Carol Ann Paul and colleagues studied data obtained from 1,839 adults who took part in the Framingham Offspring Study to examine the association between total cerebral brain volume (TCBV) and 5 categories of alcohol consumption (abstainers, former drinkers, low, moderate, high).
Analysis of the data led the researchers to discover a “significant negative linear relationship between alcohol consumption and total cerebral brain volume.” In other words, the more a person drinks the smaller his or her brain volume, thus suggesting that alcohol consumption shrinks the brain.
Results also showed that the association between alcohol consumption and brain volume was greater in women than in men. The researchers suspect that this could be due to the fact that women are generally more susceptible to the effects of alcohol than men.

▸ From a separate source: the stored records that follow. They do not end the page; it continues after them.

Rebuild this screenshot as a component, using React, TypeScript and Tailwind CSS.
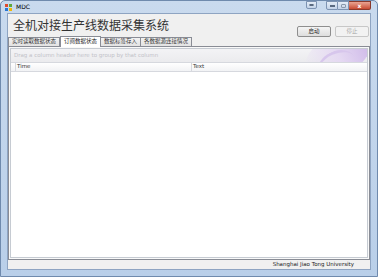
import React from 'react';

const cjk = { fontFamily: '"Noto Sans CJK SC", "Noto Sans", sans-serif' };
const latin = { fontFamily: '"DejaVu Sans", "Liberation Sans", sans-serif' };

const tabs = ['实时读取数据状态', '订阅数据状态', '数据标签存入', '各数据源连接情况'];

const App: React.FC = () => {
  return (
    <div className="w-[378px] h-[277px] overflow-hidden bg-[#e9eef5]">
      <div className="w-full h-full flex flex-col rounded-t-[5px] border border-[#6f8aad] bg-gradient-to-b from-[#c9daee] to-[#b9cfe9]">
        {/* title bar */}
        <div className="h-[12px] flex items-center px-[4px] relative">
          <div className="w-[7px] h-[7px] grid grid-cols-2 gap-[1px] mr-[4px]">
            <div className="bg-[#e04a2a]" />
            <div className="bg-[#5ca93a]" />
            <div className="bg-[#2a77d4]" />
            <div className="bg-[#f2b705]" />
          </div>
          <span className="text-[6px] leading-none text-black" style={latin}>MDC</span>
          <div className="ml-auto flex items-start h-full gap-[9px] mr-[2px]">
            <div className="w-[11px] h-[8px] rounded-b-[2px] border border-[#7d93b2] bg-gradient-to-b from-[#e4ecf6] to-[#c3d3e8] flex items-center justify-center">
              <div className="w-[5px] h-[2px] border border-[#5a6a80] rounded-[1px]" />
            </div>
            <div className="flex">
              <div className="w-[12px] h-[9px] rounded-bl-[2px] border border-[#7d93b2] bg-gradient-to-b from-[#e4ecf6] to-[#c3d3e8] flex items-end justify-center pb-[2px]">
                <div className="w-[5px] h-[2px] bg-[#5a6a80]" />
              </div>
              <div className="w-[11px] h-[9px] border-y border-r border-[#7d93b2] bg-gradient-to-b from-[#e4ecf6] to-[#c3d3e8] flex items-center justify-center">
                <div className="w-[5px] h-[4px] border border-[#8a98ab] rounded-[1px]" />
              </div>
              <div className="w-[22px] h-[9px] rounded-br-[2px] border-y border-r border-[#8a3a2c] bg-gradient-to-b from-[#e8a493] to-[#c74a32] flex items-center justify-center">
                <span className="text-[6px] leading-none text-white font-bold" style={latin}>x</span>
              </div>
            </div>
          </div>
        </div>

        {/* client area */}
        <div className="flex-1 mx-[6px] border border-[#8ea4c2] bg-[#f0f0f0] flex flex-col">
          <div className="flex items-start h-[21px]">
            <div className="pl-[5px] pt-[3px] text-[12px] leading-[16px] text-[#333]" style={cjk}>全机对接生产线数据采集系统</div>
            <div className="ml-auto mt-[12px] mr-[1px] flex gap-[4px]">
              <button className="w-[34px] h-[11px] border border-[#8e8e8e] rounded-[2px] bg-gradient-to-b from-[#f4f4f4] to-[#dedede] text-[5.5px] leading-none text-[#222]" style={cjk}>启动</button>
              <button className="w-[34px] h-[11px] border border-[#c7c7c7] rounded-[2px] bg-[#f2f2f2] text-[5.5px] leading-none text-[#a8a8a8]" style={cjk}>停止</button>
            </div>
          </div>

          {/* tabs */}
          <div className="flex items-end h-[11px]">
            {tabs.map((t, i) =>
              i === 1 ? (
                <div key={t} className="h-[11px] px-[3px] border-x border-t border-[#898c95] bg-white -mb-px relative z-10 flex items-center text-[5.5px] leading-none text-[#222]" style={cjk}>{t}</div>
              ) : (
                <div key={t} className="h-[9px] px-[3px] border-x border-t border-[#898c95] bg-gradient-to-b from-[#f2f2f2] to-[#e3e3e3] -ml-px first:ml-0 flex items-center text-[5.5px] leading-none text-[#333]" style={cjk}>{t}</div>
              )
            )}
          </div>

          {/* tab page */}
          <div className="flex-1 border border-[#898c95] bg-[#f9f9f9] p-[1px] flex flex-col">
            <div className="flex-1 border border-[#c6cbd2] bg-white flex flex-col">
              <div className="h-[14px] relative overflow-hidden bg-gradient-to-b from-[#f3f3f5] to-[#ebebee] flex items-center px-[3px] border-b border-[#d6d8de]">
                <span className="text-[5.5px] leading-none text-[#c2c2c8]" style={latin}>Drag a column header here to group by that column</span>
                <div className="absolute right-[-6px] top-[-14px] w-[70px] h-[40px] rounded-[50%] bg-gradient-to-r from-transparent via-[#e5d9f2] to-[#cdb7e8] rotate-[-25deg]" />
                <div className="absolute right-[10px] top-[2px] w-[40px] h-[30px] rounded-[50%] border-t-[3px] border-[#d7c6ec] rotate-[-25deg]" />
              </div>
              <div className="h-[9px] flex border-b border-[#d6d8de] bg-gradient-to-b from-white to-[#f2f3f5] text-[5.5px] leading-none text-[#333]" style={latin}>
                <div className="w-[5px] border-r border-[#d6d8de]" />
                <div className="w-[176px] border-r border-[#d6d8de] flex items-center pl-[1px]">Time</div>
                <div className="flex-1 flex items-center pl-[1px]">Text</div>
              </div>
              <div className="flex-1 bg-white" />
            </div>
          </div>

          {/* status bar */}
          <div className="h-[9px] flex items-center justify-end pr-[16px]">
            <span className="text-[5.5px] leading-none text-[#222]" style={latin}>Shanghai Jiao Tong University</span>
          </div>
        </div>
        <div className="h-[6px]" />
      </div>
    </div>
  );
};

export default App;
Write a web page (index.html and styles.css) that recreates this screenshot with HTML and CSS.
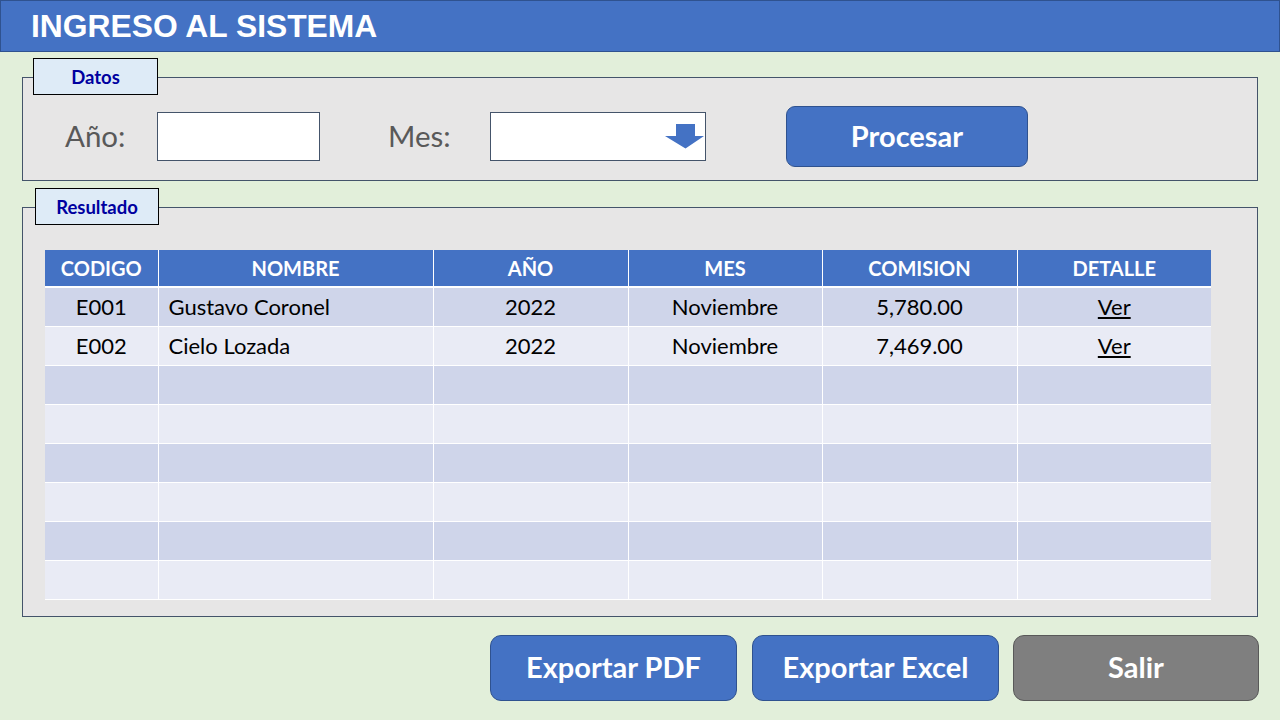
FILE: index.html
```html
<!DOCTYPE html>
<html lang="es">
<head>
<meta charset="utf-8">
<title>Ingreso al sistema</title>
<link rel="stylesheet" href="styles.css">
</head>
<body>
<header class="topbar"><h1 class="title">INGRESO AL SISTEMA</h1></header>
<main class="content">
  <section class="panel panel-datos">
    <div class="tab tab-datos">Datos</div>
    <div class="form-row">
      <label class="lbl lbl-anio">Año:</label>
      <div class="field field-anio"></div>
      <label class="lbl lbl-mes">Mes:</label>
      <div class="field field-mes">
        <svg class="arrow" width="40" height="25" viewBox="0 0 40 25"><path d="M11 0H30V12H39L20.5 24.5L0 12H11Z" fill="#4472C4"/></svg>
      </div>
      <button class="btn btn-procesar">Procesar</button>
    </div>
  </section>
  <section class="panel panel-res">
    <div class="tab tab-res">Resultado</div>
    <table class="grid">
      <colgroup><col style="width:113px"><col style="width:275px"><col style="width:195px"><col style="width:194px"><col style="width:195px"><col style="width:194px"></colgroup>
      <thead><tr><th>CODIGO</th><th>NOMBRE</th><th>AÑO</th><th>MES</th><th>COMISION</th><th>DETALLE</th></tr></thead>
      <tbody>
        <tr><td class="c">E001</td><td>Gustavo Coronel</td><td class="c">2022</td><td class="c">Noviembre</td><td class="c">5,780.00</td><td class="c"><span class="link">Ver</span></td></tr>
        <tr><td class="c">E002</td><td>Cielo Lozada</td><td class="c">2022</td><td class="c">Noviembre</td><td class="c">7,469.00</td><td class="c"><span class="link">Ver</span></td></tr>
        <tr><td></td><td></td><td></td><td></td><td></td><td></td></tr>
        <tr><td></td><td></td><td></td><td></td><td></td><td></td></tr>
        <tr><td></td><td></td><td></td><td></td><td></td><td></td></tr>
        <tr><td></td><td></td><td></td><td></td><td></td><td></td></tr>
        <tr><td></td><td></td><td></td><td></td><td></td><td></td></tr>
        <tr><td></td><td></td><td></td><td></td><td></td><td></td></tr>
      </tbody>
    </table>
  </section>
  <div class="actions">
    <button class="btn btn-big">Exportar PDF</button>
    <button class="btn btn-big">Exportar Excel</button>
    <button class="btn btn-big btn-gray">Salir</button>
  </div>
</main>
</body>
</html>
```
FILE: styles.css
```css
html, body { margin: 0; padding: 0; }
body {
  width: 1280px;
  height: 720px;
  background: #E2EFDA;
  font-family: Lato, "Open Sans", sans-serif;
  overflow: hidden;
}
.topbar {
  height: 50px;
  background: #4472C4;
  border: 1px solid #2F528F;
  box-sizing: content-box;
  width: 1278px;
}
.title {
  margin: 0;
  padding-left: 30px;
  font-family: "Liberation Sans", Arial, sans-serif;
  font-weight: bold;
  font-size: 31.8px;
  line-height: 50px;
  color: #fff;
}
.content { padding: 0 22px 0 22px; }
.panel {
  background: #E7E6E6;
  border: 1px solid #44546A;
  box-sizing: border-box;
  width: 1236px;
}
.panel-datos { margin-top: 25px; height: 104px; padding-bottom: 12px; }
.panel-res { margin-top: 26px; height: 410px; }
.tab {
  box-sizing: border-box;
  height: 37px;
  background: #DEEBF7;
  border: 1px solid #000;
  color: #0000A0;
  font-weight: bold;
  font-size: 18.5px;
  display: flex;
  align-items: center;
  justify-content: center;
  margin-top: -20px;
}
.tab-datos { width: 125px; margin-left: 10px; }
.tab-res { width: 124px; margin-left: 12px; }
.form-row {
  display: flex;
  align-items: center;
  height: 61px;
  margin-top: 11px;
}
.lbl {
  color: #595959;
  font-size: 29.5px;
  padding-bottom: 2px;
}
.lbl-anio { margin-left: 42px; width: 92px; }
.lbl-mes { margin-left: 68px; width: 102px; }
.field {
  box-sizing: border-box;
  height: 49px;
  background: #fff;
  border: 1px solid #44546A;
  position: relative;
}
.field-anio { width: 163px; }
.field-mes { width: 216px; }
.arrow { position: absolute; right: 0; top: 11px; }
.btn {
  box-sizing: border-box;
  background: #4472C4;
  border: 1px solid #2F528F;
  border-radius: 9px;
  color: #fff;
  font-family: Lato, "Open Sans", sans-serif;
  font-weight: bold;
  padding: 0 0 2px 0;
}
.btn-procesar { margin-left: 80px; width: 242px; height: 61px; font-size: 29px; }
.grid {
  margin: 25px 0 0 22px;
  border-collapse: collapse;
  table-layout: fixed;
  width: 1166px;
  font-size: 22px;
}
.grid th {
  height: 36px;
  padding: 0;
  background: #4472C4;
  color: #fff;
  font-weight: bold;
  font-size: 20px;
  border-left: 1px solid #fff;
  border-right: 1px solid #fff;
  border-bottom: 2px solid #fff;
  text-align: center;
}
.grid th:first-child { border-left: none; }
.grid td {
  height: 36px;
  padding: 0 10px 2px 10px;
  border: 1px solid #fff;
  color: #000;
  white-space: nowrap;
}
.grid td:first-child { border-left: none; }
.grid tr td:last-child, .grid th:last-child { border-right: none; }
.grid tbody tr:nth-child(odd) td { background: #CFD5EA; }
.grid tbody tr:nth-child(even) td { background: #E9EBF5; }
.grid tbody tr:last-child td { border-bottom: 1px solid #fff; }
.grid td.c { text-align: center; }
.link { text-decoration: underline; }
.actions {
  display: flex;
  justify-content: flex-end;
  gap: 15px;
  margin-top: 18px;
  margin-right: -1px;
}
.btn-big { width: 247px; height: 66px; font-size: 29px; border-radius: 11px; padding-bottom: 4px; }
.btn-gray { background: #7F7F7F; border-color: #595959; width: 246px; margin-left: -1px; }
```
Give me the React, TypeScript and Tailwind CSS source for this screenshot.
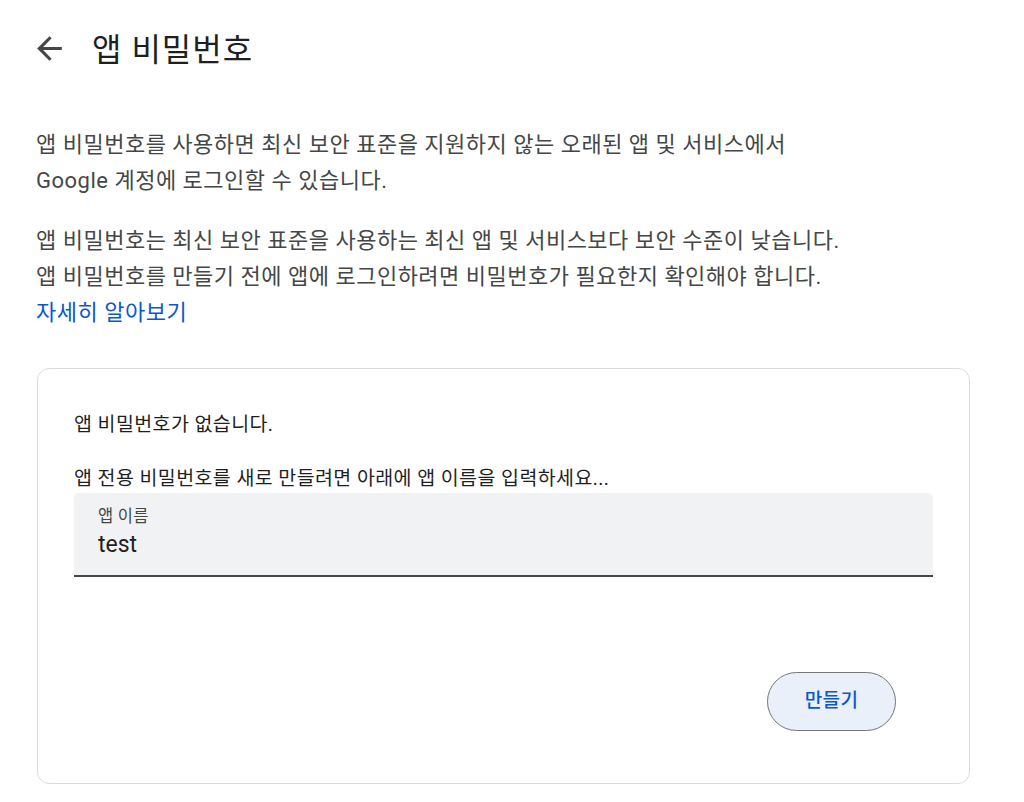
export default function App() {
  return (
    <div
      className="min-h-screen bg-white px-[36px] text-[#444746]"
      style={{ fontFamily: "Roboto, 'Noto Sans CJK KR', 'Noto Sans', sans-serif" }}
    >
      <header className="flex h-[96px] items-center">
        <button type="button" aria-label="뒤로" className="-ml-[5px] flex h-[37px] w-[37px] items-center justify-center text-[#444746]">
          <svg viewBox="0 0 24 24" className="h-[37px] w-[37px]" fill="currentColor">
            <path d="M20 11H7.83l5.59-5.59L12 4l-8 8 8 8 1.41-1.41L7.83 13H20v-2z" />
          </svg>
        </button>
        <h1 className="mt-[3px] ml-[24px] text-[32px] font-normal leading-[40px] tracking-[1px] text-[#1f1f1f]">
          앱 비밀번호
        </h1>
      </header>

      <p className="mt-[31px] text-[22px] leading-[36px] tracking-[0.5px]">
        앱 비밀번호를 사용하면 최신 보안 표준을 지원하지 않는 오래된 앱 및 서비스에서
        <br />
        Google 계정에 로그인할 수 있습니다.
      </p>

      <p className="mt-[24px] text-[22px] leading-[36px] tracking-[0.5px]">
        앱 비밀번호는 최신 보안 표준을 사용하는 최신 앱 및 서비스보다 보안 수준이 낮습니다.
        <br />
        앱 비밀번호를 만들기 전에 앱에 로그인하려면 비밀번호가 필요한지 확인해야 합니다.
        <br />
        <a href="#" className="text-[#0b57d0]">자세히 알아보기</a>
      </p>

      <section className="mt-[37px] ml-px w-[933px] rounded-[12px] border border-[#dadce0] px-[36px] pt-[43px] pb-[52px]">
        <p className="text-[19.5px] leading-[26px] tracking-[0.4px] text-[#1f1f1f]">앱 비밀번호가 없습니다.</p>
        <p className="mt-[28px] text-[19.5px] leading-[26px] tracking-[0.4px] text-[#1f1f1f]">
          앱 전용 비밀번호를 새로 만들려면 아래에 앱 이름을 입력하세요...
        </p>

        <label className="mt-px flex h-[84px] flex-col rounded-t-[5px] border-b-2 border-[#444746] bg-[#f0f2f4] px-[24px] pt-[14px]">
          <span className="text-[16.5px] leading-[20px] tracking-[0.3px] text-[#444746]">앱 이름</span>
          <input
            defaultValue="test"
            className="mt-[4px] bg-transparent text-[23px] leading-[28px] text-[#1f1f1f] outline-none"
          />
        </label>

        <div className="mt-[95px] flex justify-end pr-[37px]">
          <button
            type="button"
            className="h-[59px] w-[129px] rounded-full border border-[#747775] bg-[#eaf0fa] text-[19px] font-medium tracking-[0.3px] text-[#0b57d0]"
          >
            만들기
          </button>
        </div>
      </section>
    </div>
  );
}
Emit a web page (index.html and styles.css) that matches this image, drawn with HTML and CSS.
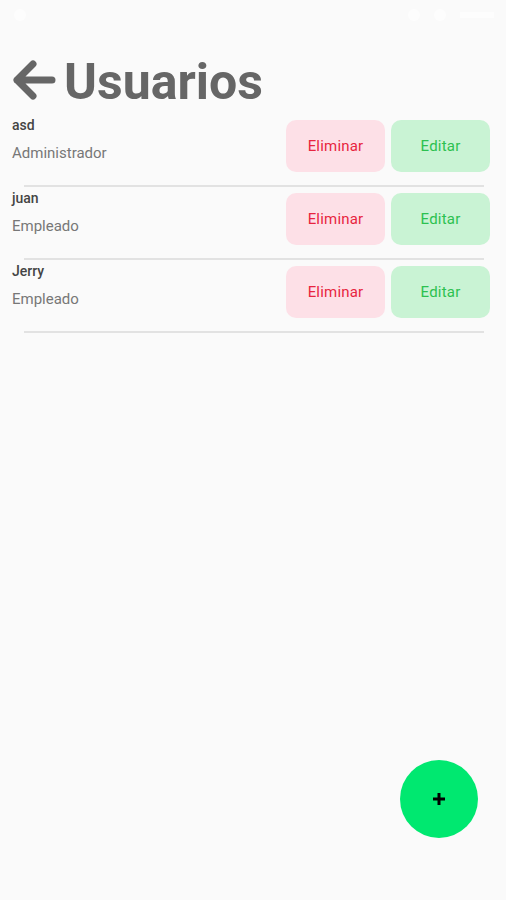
FILE: index.html
```html
<!doctype html>
<html>
<head>
<meta charset="utf-8">
<title>Usuarios</title>
<link rel="stylesheet" href="styles.css">
</head>

<body>
<div class="status_bar">
	<span class="dot"></span>
	<span class="icons"><span class="dot"></span><span class="dot"></span><span class="bat"></span></span>
</div>

<div class="header">
	<svg class="back" width="44" height="40" viewBox="0 0 44 40">
		<path d="M40 20 H5 M21 4 L5 20 L21 36" fill="none" stroke="#666" stroke-width="7" stroke-linecap="round" stroke-linejoin="round"/>
	</svg>
	<h1 class="title">Usuarios</h1>
</div>

<ul class="user_list">
	<li class="row">
		<div class="info">
			<div class="name">asd</div>
			<div class="role">Administrador</div>
		</div>
		<div class="btns">
			<span class="btn del">Eliminar</span>
			<span class="btn edit">Editar</span>
		</div>
	</li>
	<li class="line"></li>
	<li class="row">
		<div class="info">
			<div class="name">juan</div>
			<div class="role">Empleado</div>
		</div>
		<div class="btns">
			<span class="btn del">Eliminar</span>
			<span class="btn edit">Editar</span>
		</div>
	</li>
	<li class="line"></li>
	<li class="row">
		<div class="info">
			<div class="name">Jerry</div>
			<div class="role">Empleado</div>
		</div>
		<div class="btns">
			<span class="btn del">Eliminar</span>
			<span class="btn edit">Editar</span>
		</div>
	</li>
	<li class="line"></li>
</ul>

<div class="fab">
	<svg width="14" height="14" viewBox="0 0 14 14"><path d="M7 1 V13 M1 7 H13" stroke="#000" stroke-width="3"/></svg>
</div>
</body>
</html>
```

FILE: styles.css
```css
*{ padding:0; margin:0;}
ul{ list-style:none;}
body{ background-color:#fafafa; font-family:Roboto, "Noto Sans", sans-serif; width:506px; height:900px; position:relative; overflow:hidden;}

.status_bar{ height:30px; display:flex; justify-content:space-between; align-items:center; padding:0 12px 0 14px;}
.status_bar .dot{ display:inline-block; width:12px; height:12px; border-radius:6px; background-color:#fdfdfd;}
.status_bar .icons{ display:flex; gap:14px; align-items:center;}
.status_bar .bat{ display:inline-block; width:34px; height:6px; background-color:#fdfdfd;}

.header{ display:flex; align-items:center; gap:8px; padding:24px 0 0 12px;}
.back{ margin-bottom:4px;}
.title{ font-size:50px; line-height:56px; font-weight:700; color:#666;}

.user_list{ padding-top:10px;}
.row{ display:flex; justify-content:space-between; align-items:flex-start; padding:0 16px 0 12px;}
.info{ margin-top:-3px;}
.name{ font-size:14px; line-height:16px; font-weight:500; color:#444;}
.role{ font-size:15px; line-height:20px; color:#777; margin-top:10px;}
.btns{ display:flex; gap:6px;}
.btn{ display:flex; width:99px; height:52px; border-radius:10px; align-items:center; justify-content:center; font-size:15px; letter-spacing:0.2px;}
.del{ background-color:#fde0e7; color:#e8253f;}
.edit{ background-color:#c9f3d4; color:#2cc150;}
.line{ height:2px; background-color:#e2e2e2; margin:13px 22px 6px 24px;}

.fab{ position:absolute; right:28px; bottom:62px; width:78px; height:78px; border-radius:50%; background-color:#00e870; display:flex; align-items:center; justify-content:center;}
```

The researchers conclude: “The public health effect of this study gives a clear message about the possible dangers of drinking alcohol. Prospective longitudinal studies are needed to confirm these results as well as to determine whether there are any functional consequences associated with increasing alcohol consumption. This study suggests that, unlike the associations with cardiovascular disease, alcohol consumption does not have any protective effect on brain volume.”
Paul CA, Au R, Fredman L, Massaro JM, Seshadri S, DeCarli C, Wolf PA. Association of Alcohol Consumption With Brain Volume in the Framingham Study. Arch Neurol. 2008;65:1363-1367.